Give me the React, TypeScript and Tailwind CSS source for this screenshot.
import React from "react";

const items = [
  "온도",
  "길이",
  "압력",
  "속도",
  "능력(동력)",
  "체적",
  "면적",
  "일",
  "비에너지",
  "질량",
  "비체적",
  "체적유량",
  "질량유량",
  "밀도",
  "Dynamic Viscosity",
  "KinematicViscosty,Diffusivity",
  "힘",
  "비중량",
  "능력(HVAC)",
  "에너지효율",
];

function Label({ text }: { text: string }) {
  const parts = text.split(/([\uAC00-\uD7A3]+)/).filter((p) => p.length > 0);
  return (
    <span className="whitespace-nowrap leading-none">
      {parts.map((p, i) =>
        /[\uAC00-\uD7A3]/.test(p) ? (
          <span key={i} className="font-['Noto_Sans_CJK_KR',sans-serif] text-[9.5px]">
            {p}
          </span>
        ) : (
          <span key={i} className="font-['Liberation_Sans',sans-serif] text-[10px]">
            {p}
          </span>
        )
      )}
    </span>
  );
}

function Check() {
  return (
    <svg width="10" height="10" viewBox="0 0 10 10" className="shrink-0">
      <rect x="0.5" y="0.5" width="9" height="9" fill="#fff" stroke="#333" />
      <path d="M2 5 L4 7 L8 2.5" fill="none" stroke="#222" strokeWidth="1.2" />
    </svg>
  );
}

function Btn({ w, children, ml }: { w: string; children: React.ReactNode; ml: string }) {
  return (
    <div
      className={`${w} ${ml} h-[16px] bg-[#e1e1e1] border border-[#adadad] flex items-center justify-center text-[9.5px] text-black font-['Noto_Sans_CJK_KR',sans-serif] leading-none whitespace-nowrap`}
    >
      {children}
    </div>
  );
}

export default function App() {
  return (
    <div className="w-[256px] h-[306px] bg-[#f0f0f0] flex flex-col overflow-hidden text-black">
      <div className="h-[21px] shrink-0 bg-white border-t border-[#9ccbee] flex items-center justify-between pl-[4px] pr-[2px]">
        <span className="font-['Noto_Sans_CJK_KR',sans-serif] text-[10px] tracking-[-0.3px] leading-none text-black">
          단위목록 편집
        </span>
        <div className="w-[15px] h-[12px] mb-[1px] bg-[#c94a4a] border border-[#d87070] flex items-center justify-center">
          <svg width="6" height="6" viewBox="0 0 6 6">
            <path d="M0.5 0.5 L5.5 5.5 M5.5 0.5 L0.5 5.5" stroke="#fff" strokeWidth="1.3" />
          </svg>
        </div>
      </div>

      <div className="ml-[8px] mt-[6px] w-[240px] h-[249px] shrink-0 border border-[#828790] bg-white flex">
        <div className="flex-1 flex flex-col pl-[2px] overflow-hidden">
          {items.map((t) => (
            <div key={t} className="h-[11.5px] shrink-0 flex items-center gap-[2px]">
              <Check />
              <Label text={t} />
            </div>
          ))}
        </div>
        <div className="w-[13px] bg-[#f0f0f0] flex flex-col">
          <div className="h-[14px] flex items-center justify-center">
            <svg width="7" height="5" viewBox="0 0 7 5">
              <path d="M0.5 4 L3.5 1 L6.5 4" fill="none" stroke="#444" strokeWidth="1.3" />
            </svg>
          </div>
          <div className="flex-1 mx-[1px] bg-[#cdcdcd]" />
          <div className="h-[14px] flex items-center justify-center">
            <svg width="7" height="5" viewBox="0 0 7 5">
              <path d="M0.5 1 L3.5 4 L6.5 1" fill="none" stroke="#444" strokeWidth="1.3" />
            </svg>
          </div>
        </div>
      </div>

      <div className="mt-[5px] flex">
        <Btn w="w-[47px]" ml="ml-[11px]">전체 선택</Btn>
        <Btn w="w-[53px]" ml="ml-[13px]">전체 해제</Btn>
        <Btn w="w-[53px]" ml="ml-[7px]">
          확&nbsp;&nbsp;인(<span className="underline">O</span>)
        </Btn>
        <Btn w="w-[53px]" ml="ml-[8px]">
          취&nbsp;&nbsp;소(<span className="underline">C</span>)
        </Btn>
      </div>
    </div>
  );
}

--

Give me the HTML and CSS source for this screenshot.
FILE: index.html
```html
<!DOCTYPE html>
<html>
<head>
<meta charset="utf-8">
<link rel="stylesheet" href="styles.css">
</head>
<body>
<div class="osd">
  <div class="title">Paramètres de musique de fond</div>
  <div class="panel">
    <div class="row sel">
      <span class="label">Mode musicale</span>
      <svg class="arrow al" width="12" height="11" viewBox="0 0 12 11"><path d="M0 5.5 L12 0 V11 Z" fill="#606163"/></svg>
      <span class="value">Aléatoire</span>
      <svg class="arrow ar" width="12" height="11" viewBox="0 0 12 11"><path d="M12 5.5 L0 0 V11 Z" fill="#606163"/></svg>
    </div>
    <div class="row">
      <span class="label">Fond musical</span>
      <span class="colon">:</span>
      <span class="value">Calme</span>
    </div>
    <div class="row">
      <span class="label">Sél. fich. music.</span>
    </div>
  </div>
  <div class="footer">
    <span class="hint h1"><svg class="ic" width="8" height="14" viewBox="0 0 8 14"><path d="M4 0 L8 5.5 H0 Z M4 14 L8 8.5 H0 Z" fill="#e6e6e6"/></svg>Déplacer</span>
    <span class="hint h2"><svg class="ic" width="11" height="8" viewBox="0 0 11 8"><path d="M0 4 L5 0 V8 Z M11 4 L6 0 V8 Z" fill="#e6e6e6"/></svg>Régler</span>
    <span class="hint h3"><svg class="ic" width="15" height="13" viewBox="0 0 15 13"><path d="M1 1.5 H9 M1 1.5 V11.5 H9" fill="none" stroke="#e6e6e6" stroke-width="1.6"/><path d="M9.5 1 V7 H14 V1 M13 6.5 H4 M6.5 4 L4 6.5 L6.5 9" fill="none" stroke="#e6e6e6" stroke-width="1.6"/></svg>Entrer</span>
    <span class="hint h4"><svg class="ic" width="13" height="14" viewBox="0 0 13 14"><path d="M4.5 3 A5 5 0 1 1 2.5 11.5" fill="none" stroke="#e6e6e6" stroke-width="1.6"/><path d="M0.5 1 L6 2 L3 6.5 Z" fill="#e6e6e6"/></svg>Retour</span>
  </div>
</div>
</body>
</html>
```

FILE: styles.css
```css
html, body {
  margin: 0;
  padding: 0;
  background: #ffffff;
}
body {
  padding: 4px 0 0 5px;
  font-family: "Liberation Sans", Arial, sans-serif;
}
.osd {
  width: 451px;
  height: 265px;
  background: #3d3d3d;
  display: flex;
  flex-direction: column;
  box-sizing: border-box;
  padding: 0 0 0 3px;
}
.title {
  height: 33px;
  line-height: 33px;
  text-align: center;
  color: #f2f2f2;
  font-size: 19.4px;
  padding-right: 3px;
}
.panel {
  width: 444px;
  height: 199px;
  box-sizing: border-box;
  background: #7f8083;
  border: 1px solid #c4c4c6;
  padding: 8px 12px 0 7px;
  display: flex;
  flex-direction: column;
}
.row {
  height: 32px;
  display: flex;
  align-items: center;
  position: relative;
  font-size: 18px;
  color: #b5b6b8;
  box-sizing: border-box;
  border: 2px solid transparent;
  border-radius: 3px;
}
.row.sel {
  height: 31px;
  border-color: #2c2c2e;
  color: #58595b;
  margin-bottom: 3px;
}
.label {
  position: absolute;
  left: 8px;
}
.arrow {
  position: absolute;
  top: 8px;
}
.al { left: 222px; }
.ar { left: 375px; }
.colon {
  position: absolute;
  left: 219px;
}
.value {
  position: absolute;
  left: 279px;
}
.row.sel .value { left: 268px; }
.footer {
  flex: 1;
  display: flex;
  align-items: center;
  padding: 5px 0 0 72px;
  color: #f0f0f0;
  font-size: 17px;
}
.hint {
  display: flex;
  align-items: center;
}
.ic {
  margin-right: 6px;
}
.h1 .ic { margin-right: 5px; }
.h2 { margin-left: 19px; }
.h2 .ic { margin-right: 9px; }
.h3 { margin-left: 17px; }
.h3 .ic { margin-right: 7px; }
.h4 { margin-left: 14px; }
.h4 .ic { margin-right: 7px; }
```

> [Short exercise]:
Copy out all lines where the word "Give" appears.

> [Exercise result]:
Give me the React, TypeScript and Tailwind CSS source for this screenshot.
Give me the HTML and CSS source for this screenshot.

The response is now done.